Tiger gets a hand from 1996 Masters winner Nick Faldo. Photo by Augusta National/Getty Images

More than 44 million people watched on television, the biggest TV audience ever counted for a golf tournament. Away from the golf, a major and a minor tragedy hung over the grounds. When the price of scalped badges shot up to $7,000 apiece, local businessman Allen F. Caldwell III couldn’t make good on 70 tickets he had promised some big shots. He killed himself with a 12-gauge shotgun.

Nineteen-seventy-nine Masters and 1984 U.S. Open champion Fuzzy Zoeller, trying to be funny for a television crew, warned Woods off serving fried chicken at the next Champions Dinner. “Or collard greens,” Zoeller said, “or whatever the hell they serve.”

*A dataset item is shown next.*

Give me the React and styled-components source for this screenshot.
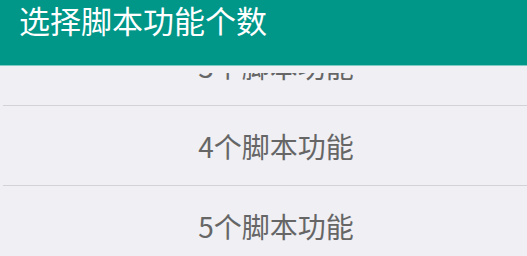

(“My Tiger have no idea what collard greens are,” his mother, Tida, said.)

Zoeller’s mortal sin was the word “they.” That was something inside Fuzzy, or around him, or around all of us, that just slipped out. (It’s always slipping out, isn’t it?) That cost a pretty good guy a contract with Kmart and a legacy of laughter.

In the Butler Cabin (not named for the butlers), Faldo helped Tiger into the green jacket, the first of four. Woods would have bigger and better tournaments, believe it or not, but none as important. At the 2000 U.S. Open, when Tiger won by 15 strokes, Old Tom’s major mark of 13 wasn’t the only thing that fell. Everything tumbled that week at Pebble Beach. Willie Smith, Willie Anderson and Long Jim Barnes surrendered records to Tiger that they had held for 101, 97 and 79 years.

It was the history of the Masters, as dark as the Champions Locker Room in the middle of the night, that made 1997 more important. Also, the green jacket is a more tactile prize than the largest silver loving cup.

Back at the rented house, celebrating with friends and family, Earl went looking for Tiger and found him in his bedroom asleep (“I’ve never been any good at sleeping”) fully clothed with his arms wrapped around the green jacket. “Cuddling it,” as Tiger said, “like it was a little bear.”

And, a year later, he put it on Mark O’Meara.